首页 > 系统相关> > 小猿圈学习Linux之识别同样内容的文件详解

小猿圈学习Linux之识别同样内容的文件详解

2019-06-11 15:54:21 作者：互联网

对于学习linux的学生是不是很多都没有找到的资料过，有些在网上找的资料不是补全就是不正确，对于互联网发展的今天，网络发达了，也造成了信息化的泛滥，今天小猿圈Linux讲师为大家总结一下学习Linux中的识别同样内容的文件详解

首先比如有时文件副本相当于对硬盘空间的巨大浪费，并会在你想要更新文件时造成困扰。以下是用来识别这些文件的六个命令。在最近的帖子中，我们看了如何识别并定位硬链接的文件（即，指向同一硬盘内容并共享inode）。在本文中，我们将查看能找到具有相同内容，却不相链接的文件的命令。

硬链接很有用是因为它们能够使文件存放在文件系统内的多个地方却不会占用额外的硬盘空间。另一方面，有时文件副本相当于对硬盘空间的巨大浪费，在你想要更新文件时也会有造成困扰之虞。在本文中，我们将看一下多种识别这些文件的方式。

用diff命令比较文件

可能比较两个文件最简单的方法是使用diff命令。输出会显示你文件的不同之处。<和>符号代表在当参数传过来的第一个（<）或第二个（>）文件中是否有额外的文字行。在这个例子中，在backup.html中有额外的文字行。

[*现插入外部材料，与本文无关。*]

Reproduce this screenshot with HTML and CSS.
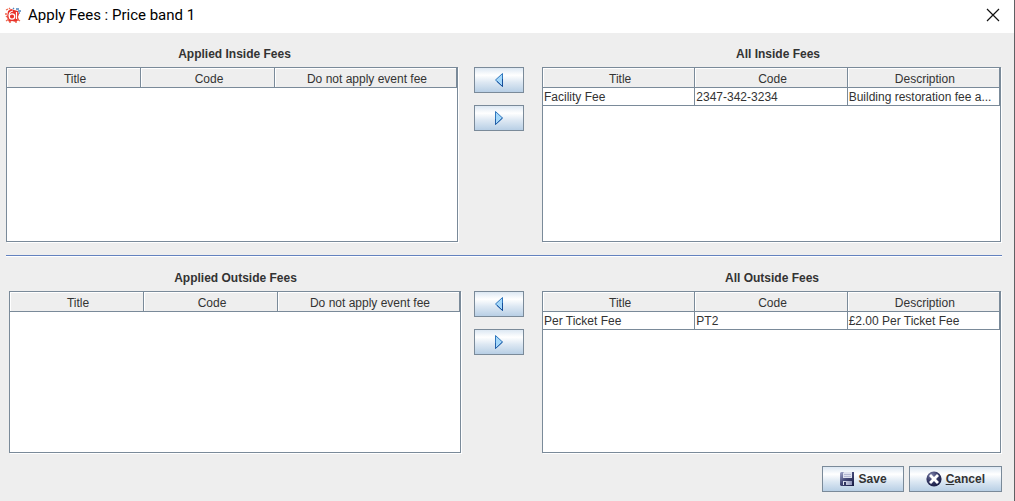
FILE: index.html
```html
<!DOCTYPE html>
<html lang="en">
<head>
  <meta charset="UTF-8">
  <meta name="viewport" content="width=device-width, initial-scale=1.0">
  <title>Apply Fees : Price band 1</title>
  <link rel="stylesheet" href="styles.css">
</head>
<body>
  <div class="dialog">

    <!-- Title bar -->
    <header class="title-bar">
      <svg class="app-icon" width="16" height="16" viewBox="0 0 16 16" aria-hidden="true">
        <path d="M3 4l3-2 3 1 4 1 1 3-1 3 1 3-2 1-1 1-4-1-3 1-1-2-1-3z" fill="#e8302a"/>
        <path d="M1 3l2-1M4 1l1 1M0 7h2M1 10l1-1M1 14l3-2M12 12l3 2M4 15h2M10 15h2" stroke="#ee6a50" stroke-width="1.3"/>
        <path d="M8 1l1 1M11 2h3M13 4h3M14 6h1" stroke="#4f86bd" stroke-width="1.3"/>
        <path d="M8 4C5 4.500 3.800 7 4.200 9.500" stroke="#fff" stroke-width="1.2" fill="none"/>
        <circle cx="7" cy="9.500" r="2.700" fill="none" stroke="#fff" stroke-width="1.2"/>
        <path d="M11.500 5v7" stroke="#fff" stroke-width="1.2"/>
      </svg>
      <h1>Apply Fees : Price band 1</h1>
      <button type="button" class="close" aria-label="Close">
        <svg width="14" height="14" viewBox="0 0 14 14" aria-hidden="true">
          <path d="M1 1l12 12M13 1L1 13" stroke="#111" stroke-width="1.2" fill="none"/>
        </svg>
      </button>
    </header>

    <!-- Inside fees -->
    <section class="fees inside">
      <div class="panel applied">
        <h2 id="applied-inside">Applied Inside Fees</h2>
        <div class="pane">
          <table class="applied-table" aria-labelledby="applied-inside">
            <thead>
              <tr><th>Title</th><th>Code</th><th class="wide">Do not apply event fee</th></tr>
            </thead>
          </table>
        </div>
      </div>
      <div class="move">
        <button type="button" class="btn" aria-label="Apply inside fee">
          <svg width="10" height="16" viewBox="0 0 10 16" aria-hidden="true">
            <path d="M8.500 1.500v13L1.500 8z" fill="#a5d8fa" stroke="#2f76bd"/>
            <path d="M8.500 7v7.500L3 9.400" fill="none" stroke="#164f9b"/>
          </svg>
        </button>
        <button type="button" class="btn" aria-label="Remove inside fee">
          <svg width="10" height="16" viewBox="0 0 10 16" aria-hidden="true">
            <path d="M1.500 1.500v13L8.500 8z" fill="#a5d8fa" stroke="#2f76bd"/>
            <path d="M1.500 9v5.500L8.500 8" fill="none" stroke="#2560a8"/>
          </svg>
        </button>
      </div>
      <div class="panel all">
        <h2 id="all-inside">All Inside Fees</h2>
        <div class="pane">
          <table aria-labelledby="all-inside">
            <thead>
              <tr><th>Title</th><th>Code</th><th>Description</th></tr>
            </thead>
            <tbody>
              <tr><td>Facility Fee</td><td>2347-342-3234</td><td>Building restoration fee a...</td></tr>
            </tbody>
          </table>
        </div>
      </div>
    </section>

    <hr>

    <!-- Outside fees -->
    <section class="fees outside">
      <div class="panel applied">
        <h2 id="applied-outside">Applied Outside Fees</h2>
        <div class="pane">
          <table class="applied-table" aria-labelledby="applied-outside">
            <thead>
              <tr><th>Title</th><th>Code</th><th class="wide">Do not apply event fee</th></tr>
            </thead>
          </table>
        </div>
      </div>
      <div class="move">
        <button type="button" class="btn" aria-label="Apply outside fee">
          <svg width="10" height="16" viewBox="0 0 10 16" aria-hidden="true">
            <path d="M8.500 1.500v13L1.500 8z" fill="#a5d8fa" stroke="#2f76bd"/>
            <path d="M8.500 7v7.500L3 9.400" fill="none" stroke="#164f9b"/>
          </svg>
        </button>
        <button type="button" class="btn" aria-label="Remove outside fee">
          <svg width="10" height="16" viewBox="0 0 10 16" aria-hidden="true">
            <path d="M1.500 1.500v13L8.500 8z" fill="#a5d8fa" stroke="#2f76bd"/>
            <path d="M1.500 9v5.500L8.500 8" fill="none" stroke="#2560a8"/>
          </svg>
        </button>
      </div>
      <div class="panel all">
        <h2 id="all-outside">All Outside Fees</h2>
        <div class="pane">
          <table aria-labelledby="all-outside">
            <thead>
              <tr><th>Title</th><th>Code</th><th>Description</th></tr>
            </thead>
            <tbody>
              <tr><td>Per Ticket Fee</td><td>PT2</td><td>£2.00 Per Ticket Fee</td></tr>
            </tbody>
          </table>
        </div>
      </div>
    </section>

    <!-- Actions -->
    <footer class="actions">
      <button type="button" class="btn">
        <svg width="16" height="16" viewBox="0 0 16 16" aria-hidden="true">
          <defs>
            <linearGradient id="disk" x1="0" y1="0" x2="1" y2="1">
              <stop offset="0" stop-color="#a9aed0"/>
              <stop offset="0.45" stop-color="#454a79"/>
              <stop offset="1" stop-color="#15183f"/>
            </linearGradient>
            <linearGradient id="shutter" x1="0" y1="0" x2="1" y2="0">
              <stop offset="0" stop-color="#e4e7f3"/>
              <stop offset="1" stop-color="#8c91b8"/>
            </linearGradient>
          </defs>
          <path d="M1 2l1-1h13v14H2l-1-1z" fill="url(#disk)"/>
          <path d="M5 1h8v6H4V2z" fill="#dfe2ef"/>
          <path d="M5 3h7v1H5zM5 5h7v1H5z" fill="#b4b8d2"/>
          <path d="M4 10h9v4H4z" fill="url(#shutter)"/>
          <path d="M5 11h2v3H5z" fill="#30345f"/>
        </svg>
        <span>Save</span>
      </button>
      <button type="button" class="btn" accesskey="c">
        <svg width="16" height="16" viewBox="0 0 16 16" aria-hidden="true">
          <defs>
            <radialGradient id="ball" cx="0.35" cy="0.25" r="0.8">
              <stop offset="0" stop-color="#7c80a8"/>
              <stop offset="0.5" stop-color="#383c69"/>
              <stop offset="1" stop-color="#171a40"/>
            </radialGradient>
          </defs>
          <circle cx="8" cy="8" r="7.6" fill="url(#ball)"/>
          <path d="M5 3l3 3 3-3 2 2-3 3 3 3-2 2-3-3-3 3-2-2 3-3-3-3z" fill="#fff"/>
        </svg>
        <span><u>C</u>ancel</span>
      </button>
    </footer>

  </div>
</body>
</html>
```
FILE: styles.css
```css
* {
  margin: 0;
  padding: 0;
  box-sizing: border-box;
}

body {
  font-family: "Liberation Sans", Arial, sans-serif;
  font-size: 12px;
  line-height: 14px;
  color: #333;
  background: #eee;
}

.dialog {
  display: flex;
  flex-direction: column;
  min-height: 100vh;
  border-right: 1px solid #5f6064;
}

/* Title bar */
.title-bar {
  display: flex;
  align-items: center;
  gap: 7px;
  height: 33px;
  padding: 0 14px 4px 5px;
  background: #fff;
}

.title-bar h1 {
  flex: 1;
  font-family: "Segoe UI", Roboto, sans-serif;
  font-size: 15px;
  font-weight: normal;
  line-height: 20px;
  color: #000;
}

.close {
  display: flex;
  border: none;
  background: none;
}

/* Fee lists */
.fees {
  display: grid;
  grid-template-columns: 456fr 80px 460fr;
  flex: 1 1 210px;
  padding: 0 12px 0 6px;
}

.outside {
  flex-basis: 197px;
}

.panel {
  display: flex;
  flex-direction: column;
}

.inside .applied {
  padding-right: 3px;
}

.outside .applied {
  padding-left: 3px;
}

.panel h2 {
  padding: 14px 0 6px;
  font-size: 12px;
  text-align: center;
}

.inside .applied h2 {
  padding-left: 4px;
}

.inside .all h2 {
  padding-left: 12px;
}

.pane {
  flex: 1;
  margin: 0 1px 1px 0;
  border: 1px solid #7a8a99;
  background: #fff;
  box-shadow: 1px 1px 0 #fff;
}

.move {
  display: flex;
  flex-direction: column;
  gap: 12px;
  padding: 34px 18px 0 12px;
}

/* Tables */
table {
  width: 100%;
  table-layout: fixed;
  border-collapse: separate;
  border-spacing: 0;
}

th,
td {
  border-right: 1px solid #7a8a99;
  border-bottom: 1px solid #7a8a99;
  font-weight: normal;
  white-space: nowrap;
  overflow: hidden;
  text-overflow: ellipsis;
}

th {
  height: 20px;
  padding: 2px 0 0 3px;
  background: #eee;
  box-shadow: inset 1px 1px 0 #fff;
  text-align: center;
}

td {
  height: 18px;
  padding-left: 1px;
}

.applied-table .wide {
  width: 182px;
}

/* Buttons */
.btn {
  display: flex;
  align-items: center;
  justify-content: center;
  gap: 4px;
  height: 26px;
  border: 1px solid #7a8a99;
  background: linear-gradient(#dde8f3, #fff 30%, #dde8f3 60%, #b8cfe5);
  font-family: inherit;
  font-size: 12px;
  font-weight: bold;
  color: #333;
}

hr {
  height: 2px;
  margin: 12px 12px 0 6px;
  border: none;
  border-top: 1px solid #6382bf;
  background: #fff;
}

.actions {
  display: flex;
  justify-content: flex-end;
  gap: 5px;
  padding: 12px 12px 9px;
}

.actions .btn {
  padding: 0 16px;
}
```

$ diff index.html backup.html

2438a2439,2441

> <pre>

> That's all there is to report.

> </pre>

如果diff没有输出那代表两个文件相同。

$ diff home.html index.html

diff的唯一缺点是它一次只能比较两个文件并且你必须指定用来比较的文件，这篇帖子中的一些命令可以为你找到多个重复文件。

使用校验和

cksum（checksum）命令计算文件的校验和。校验和是一种将文字内容转化成一个长数字（例如2819078353228029）的数学简化。虽然校验和并不是完全独有的，但是文件内容不同校验和却相同的概率微乎其微。

$ cksum *.html

2819078353 228029 backup.html

4073570409 227985 home.html

4073570409 227985 index.html

在上述示例中，你可以看到产生同样校验和的第二个和第三个文件是如何可以被默认为相同的。

使用find命令

虽然find命令并没有寻找重复文件的选项，它依然可以被用来通过名字或类型寻找文件并运行cksum命令。例如：

$ find . -name "*.html" -exec cksum {} \;

4073570409 227985 ./home.html

2819078353 228029 ./backup.html

4073570409 227985 ./index.html

使用fslint命令

fslint命令可以被特地用来寻找重复文件。注意我们给了它一个起始位置。如果它需要遍历相当多的文件，这就需要花点时间来完成。注意它是如何列出重复文件并寻找其它问题的，比如空目录和坏ID。

$ fslint .

-----------------------------------file name lint

-------------------------------Invalid utf8 names

-----------------------------------file case lint

----------------------------------DUPlicate files <==

home.html

index.html

-----------------------------------Dangling links

--------------------redundant characters in links

------------------------------------suspect links

--------------------------------Empty Directories

./.gnupg

----------------------------------Temporary Files

----------------------duplicate/conflicting Names

------------------------------------------Bad ids

-------------------------Non Stripped executables

你可能需要在你的系统上安装fslint。你可能也需要将它加入你的命令搜索路径：

$ export PATH=$PATH:/usr/share/fslint/fslint

使用rdfind命令

rdfind命令也会寻找重复（相同内容的）文件。它的名字意即“重复数据搜寻”，并且它能够基于文件日期判断哪个文件是原件——这在你选择删除副本时很有用因为它会移除较新的文件。

$ rdfind ~

Now scanning "/home/shark", found 12 files.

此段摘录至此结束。